-- Stored data start --
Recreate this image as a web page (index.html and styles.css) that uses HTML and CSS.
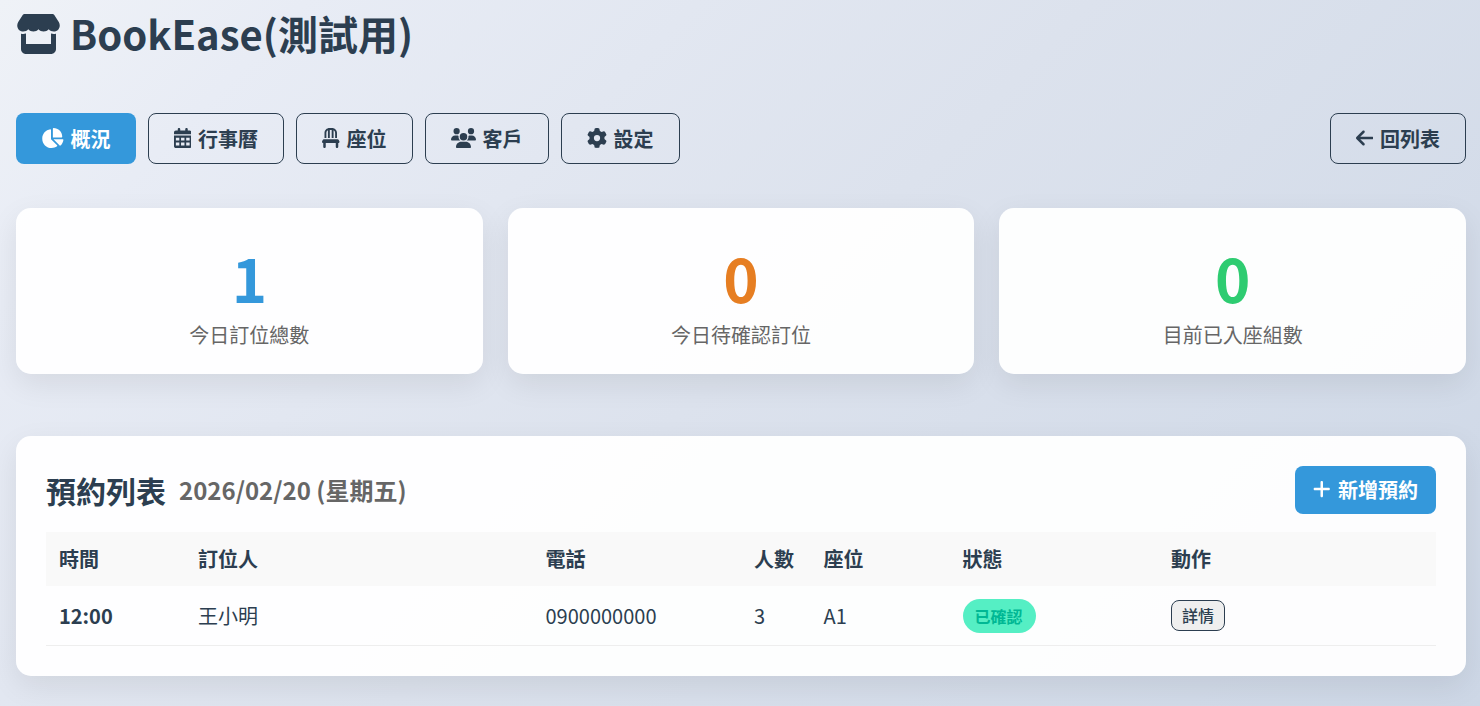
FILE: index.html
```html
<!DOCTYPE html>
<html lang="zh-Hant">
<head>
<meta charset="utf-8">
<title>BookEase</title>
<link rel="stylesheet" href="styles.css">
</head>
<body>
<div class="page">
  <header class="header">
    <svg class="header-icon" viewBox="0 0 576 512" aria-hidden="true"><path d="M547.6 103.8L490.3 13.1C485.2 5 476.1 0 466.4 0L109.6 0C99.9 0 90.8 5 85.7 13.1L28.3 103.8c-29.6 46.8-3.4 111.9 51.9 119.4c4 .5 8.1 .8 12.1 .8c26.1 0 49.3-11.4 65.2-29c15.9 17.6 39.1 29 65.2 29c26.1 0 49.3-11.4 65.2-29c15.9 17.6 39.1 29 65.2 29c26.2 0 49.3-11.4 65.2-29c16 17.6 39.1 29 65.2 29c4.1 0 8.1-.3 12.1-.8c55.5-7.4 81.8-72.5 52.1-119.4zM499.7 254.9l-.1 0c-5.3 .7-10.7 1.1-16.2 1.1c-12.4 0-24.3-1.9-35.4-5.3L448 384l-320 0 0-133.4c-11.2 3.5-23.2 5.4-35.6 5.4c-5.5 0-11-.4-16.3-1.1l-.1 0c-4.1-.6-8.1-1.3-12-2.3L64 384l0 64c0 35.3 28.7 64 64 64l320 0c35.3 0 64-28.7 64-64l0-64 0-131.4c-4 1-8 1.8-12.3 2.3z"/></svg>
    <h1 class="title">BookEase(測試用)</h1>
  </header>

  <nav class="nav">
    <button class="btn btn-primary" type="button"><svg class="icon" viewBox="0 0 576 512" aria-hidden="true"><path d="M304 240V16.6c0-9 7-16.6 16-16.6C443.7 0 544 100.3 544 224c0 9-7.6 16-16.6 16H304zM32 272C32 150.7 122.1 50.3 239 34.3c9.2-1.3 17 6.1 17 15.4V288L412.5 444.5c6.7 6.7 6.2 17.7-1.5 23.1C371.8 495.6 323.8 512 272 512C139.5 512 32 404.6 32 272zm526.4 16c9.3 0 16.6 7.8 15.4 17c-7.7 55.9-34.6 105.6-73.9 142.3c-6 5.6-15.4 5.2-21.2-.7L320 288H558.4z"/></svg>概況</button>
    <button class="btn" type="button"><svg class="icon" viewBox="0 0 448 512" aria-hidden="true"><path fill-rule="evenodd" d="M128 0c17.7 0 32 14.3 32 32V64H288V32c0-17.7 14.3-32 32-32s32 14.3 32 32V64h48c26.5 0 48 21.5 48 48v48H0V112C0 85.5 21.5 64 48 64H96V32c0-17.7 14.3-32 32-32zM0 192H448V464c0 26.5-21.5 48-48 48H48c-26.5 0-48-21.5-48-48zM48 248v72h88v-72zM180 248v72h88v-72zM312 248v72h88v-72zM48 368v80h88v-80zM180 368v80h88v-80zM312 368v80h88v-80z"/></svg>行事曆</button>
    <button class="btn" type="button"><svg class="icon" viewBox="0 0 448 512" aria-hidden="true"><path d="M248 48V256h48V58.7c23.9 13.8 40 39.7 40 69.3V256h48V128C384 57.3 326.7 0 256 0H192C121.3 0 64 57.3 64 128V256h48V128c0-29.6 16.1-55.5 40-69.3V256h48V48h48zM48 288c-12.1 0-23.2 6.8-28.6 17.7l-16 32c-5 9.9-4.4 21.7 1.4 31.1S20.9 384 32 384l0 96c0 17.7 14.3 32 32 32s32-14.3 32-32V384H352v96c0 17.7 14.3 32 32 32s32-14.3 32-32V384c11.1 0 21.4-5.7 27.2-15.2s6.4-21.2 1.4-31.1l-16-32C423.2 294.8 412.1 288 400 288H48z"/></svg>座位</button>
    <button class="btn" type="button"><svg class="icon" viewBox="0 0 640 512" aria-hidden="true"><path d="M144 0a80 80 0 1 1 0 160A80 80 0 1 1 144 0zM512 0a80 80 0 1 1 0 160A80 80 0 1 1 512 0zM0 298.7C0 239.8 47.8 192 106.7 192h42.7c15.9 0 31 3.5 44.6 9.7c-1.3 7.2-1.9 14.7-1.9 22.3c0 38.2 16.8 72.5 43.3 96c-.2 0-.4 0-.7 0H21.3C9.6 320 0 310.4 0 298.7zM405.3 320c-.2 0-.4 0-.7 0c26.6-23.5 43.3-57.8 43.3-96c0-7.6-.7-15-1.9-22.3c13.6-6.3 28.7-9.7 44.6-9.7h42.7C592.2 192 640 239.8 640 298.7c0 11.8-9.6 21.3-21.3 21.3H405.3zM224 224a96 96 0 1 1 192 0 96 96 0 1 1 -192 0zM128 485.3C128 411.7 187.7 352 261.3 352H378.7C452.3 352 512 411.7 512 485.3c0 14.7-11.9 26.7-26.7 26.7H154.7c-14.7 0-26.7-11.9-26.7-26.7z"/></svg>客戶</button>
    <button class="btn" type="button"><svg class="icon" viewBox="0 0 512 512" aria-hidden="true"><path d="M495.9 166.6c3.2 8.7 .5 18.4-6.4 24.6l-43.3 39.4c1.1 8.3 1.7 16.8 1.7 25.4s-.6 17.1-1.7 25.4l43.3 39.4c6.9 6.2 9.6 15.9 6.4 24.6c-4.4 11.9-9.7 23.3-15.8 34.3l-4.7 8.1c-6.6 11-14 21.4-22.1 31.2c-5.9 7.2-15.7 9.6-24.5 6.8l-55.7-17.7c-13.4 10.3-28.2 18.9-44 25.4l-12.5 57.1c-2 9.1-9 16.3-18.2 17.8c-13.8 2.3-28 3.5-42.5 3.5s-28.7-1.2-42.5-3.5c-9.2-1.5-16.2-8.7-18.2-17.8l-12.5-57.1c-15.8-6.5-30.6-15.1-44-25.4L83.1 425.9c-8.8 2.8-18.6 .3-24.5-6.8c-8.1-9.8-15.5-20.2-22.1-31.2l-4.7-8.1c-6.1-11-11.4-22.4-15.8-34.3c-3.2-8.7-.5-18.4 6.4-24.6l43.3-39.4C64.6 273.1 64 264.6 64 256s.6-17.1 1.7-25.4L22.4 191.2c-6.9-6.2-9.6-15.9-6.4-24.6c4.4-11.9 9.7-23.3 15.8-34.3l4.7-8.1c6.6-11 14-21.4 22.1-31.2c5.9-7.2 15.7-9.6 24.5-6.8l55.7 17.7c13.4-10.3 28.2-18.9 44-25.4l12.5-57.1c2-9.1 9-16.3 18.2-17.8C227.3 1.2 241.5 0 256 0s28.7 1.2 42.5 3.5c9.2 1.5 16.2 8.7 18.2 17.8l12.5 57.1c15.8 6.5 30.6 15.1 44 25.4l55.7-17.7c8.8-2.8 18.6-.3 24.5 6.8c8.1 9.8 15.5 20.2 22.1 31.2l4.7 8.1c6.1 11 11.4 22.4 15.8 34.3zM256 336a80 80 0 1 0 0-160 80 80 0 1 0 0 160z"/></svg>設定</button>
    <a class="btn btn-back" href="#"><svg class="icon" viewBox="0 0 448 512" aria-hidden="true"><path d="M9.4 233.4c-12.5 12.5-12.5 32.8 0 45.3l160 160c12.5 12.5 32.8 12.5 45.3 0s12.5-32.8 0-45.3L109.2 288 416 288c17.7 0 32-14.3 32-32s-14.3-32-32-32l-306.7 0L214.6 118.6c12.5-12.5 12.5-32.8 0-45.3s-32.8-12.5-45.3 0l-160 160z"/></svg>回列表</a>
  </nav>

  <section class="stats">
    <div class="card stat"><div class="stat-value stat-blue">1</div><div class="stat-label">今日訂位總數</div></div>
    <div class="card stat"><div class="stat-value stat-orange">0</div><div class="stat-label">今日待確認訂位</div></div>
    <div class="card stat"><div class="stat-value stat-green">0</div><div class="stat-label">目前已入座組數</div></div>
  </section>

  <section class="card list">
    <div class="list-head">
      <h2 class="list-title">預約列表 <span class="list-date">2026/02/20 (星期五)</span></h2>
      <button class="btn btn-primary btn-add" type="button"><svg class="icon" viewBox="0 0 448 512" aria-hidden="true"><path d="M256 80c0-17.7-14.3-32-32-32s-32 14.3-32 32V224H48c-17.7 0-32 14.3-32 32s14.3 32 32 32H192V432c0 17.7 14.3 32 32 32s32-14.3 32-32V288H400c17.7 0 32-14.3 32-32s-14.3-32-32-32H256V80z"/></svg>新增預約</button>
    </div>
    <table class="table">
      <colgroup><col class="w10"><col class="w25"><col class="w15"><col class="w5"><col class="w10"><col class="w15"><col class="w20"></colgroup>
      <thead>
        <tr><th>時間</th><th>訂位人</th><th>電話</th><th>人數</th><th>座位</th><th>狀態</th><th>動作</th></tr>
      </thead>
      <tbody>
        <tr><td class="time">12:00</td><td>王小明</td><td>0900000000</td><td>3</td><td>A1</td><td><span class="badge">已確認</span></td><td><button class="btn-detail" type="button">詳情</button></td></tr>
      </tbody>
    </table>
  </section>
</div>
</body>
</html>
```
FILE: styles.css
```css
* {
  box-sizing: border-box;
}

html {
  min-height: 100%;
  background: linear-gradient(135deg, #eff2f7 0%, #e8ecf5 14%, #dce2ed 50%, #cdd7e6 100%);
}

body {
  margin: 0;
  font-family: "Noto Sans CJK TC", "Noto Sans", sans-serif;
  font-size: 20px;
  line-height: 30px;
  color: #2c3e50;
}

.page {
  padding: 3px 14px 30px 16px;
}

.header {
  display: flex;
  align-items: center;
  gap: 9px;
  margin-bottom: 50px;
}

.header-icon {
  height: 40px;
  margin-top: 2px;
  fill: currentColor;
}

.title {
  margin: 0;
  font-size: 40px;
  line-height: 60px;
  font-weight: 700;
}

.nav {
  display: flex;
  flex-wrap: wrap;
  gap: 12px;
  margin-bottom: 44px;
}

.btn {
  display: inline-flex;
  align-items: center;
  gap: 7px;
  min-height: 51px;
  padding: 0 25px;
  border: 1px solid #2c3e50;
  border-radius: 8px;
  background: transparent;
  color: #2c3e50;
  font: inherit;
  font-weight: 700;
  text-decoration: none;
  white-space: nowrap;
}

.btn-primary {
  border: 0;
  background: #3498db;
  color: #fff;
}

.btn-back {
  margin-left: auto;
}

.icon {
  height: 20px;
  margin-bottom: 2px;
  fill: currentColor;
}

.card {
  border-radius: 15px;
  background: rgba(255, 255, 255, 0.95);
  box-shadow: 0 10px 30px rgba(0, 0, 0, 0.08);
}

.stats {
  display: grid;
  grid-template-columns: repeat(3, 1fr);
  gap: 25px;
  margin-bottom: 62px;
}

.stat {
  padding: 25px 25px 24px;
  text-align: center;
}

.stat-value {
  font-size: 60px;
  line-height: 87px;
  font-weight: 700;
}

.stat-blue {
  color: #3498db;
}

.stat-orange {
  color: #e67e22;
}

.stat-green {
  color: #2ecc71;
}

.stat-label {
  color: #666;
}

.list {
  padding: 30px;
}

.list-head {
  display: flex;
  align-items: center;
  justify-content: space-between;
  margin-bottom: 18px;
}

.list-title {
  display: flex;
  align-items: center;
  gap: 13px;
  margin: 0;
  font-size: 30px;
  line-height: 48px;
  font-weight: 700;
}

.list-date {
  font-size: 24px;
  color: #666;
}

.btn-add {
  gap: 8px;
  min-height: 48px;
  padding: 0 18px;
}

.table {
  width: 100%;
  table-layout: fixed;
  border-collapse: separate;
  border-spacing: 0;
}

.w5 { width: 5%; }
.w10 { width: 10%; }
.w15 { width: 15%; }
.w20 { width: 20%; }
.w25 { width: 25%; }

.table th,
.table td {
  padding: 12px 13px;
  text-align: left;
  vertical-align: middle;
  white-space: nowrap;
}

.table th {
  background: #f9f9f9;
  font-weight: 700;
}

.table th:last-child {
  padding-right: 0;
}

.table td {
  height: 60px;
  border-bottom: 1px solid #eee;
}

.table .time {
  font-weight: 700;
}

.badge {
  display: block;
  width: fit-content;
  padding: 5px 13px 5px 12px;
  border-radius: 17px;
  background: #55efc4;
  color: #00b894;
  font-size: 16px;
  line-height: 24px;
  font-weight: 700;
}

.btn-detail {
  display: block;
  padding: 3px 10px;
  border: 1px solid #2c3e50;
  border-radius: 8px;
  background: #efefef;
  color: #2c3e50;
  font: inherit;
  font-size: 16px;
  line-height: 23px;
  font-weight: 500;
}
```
-- Stored data end --
Instruction ->
Where a line in the material contains "styles", copy that line.

Solution for this task ->
Recreate this image as a web page (index.html and styles.css) that uses HTML and CSS.
<link rel="stylesheet" href="styles.css">
FILE: styles.css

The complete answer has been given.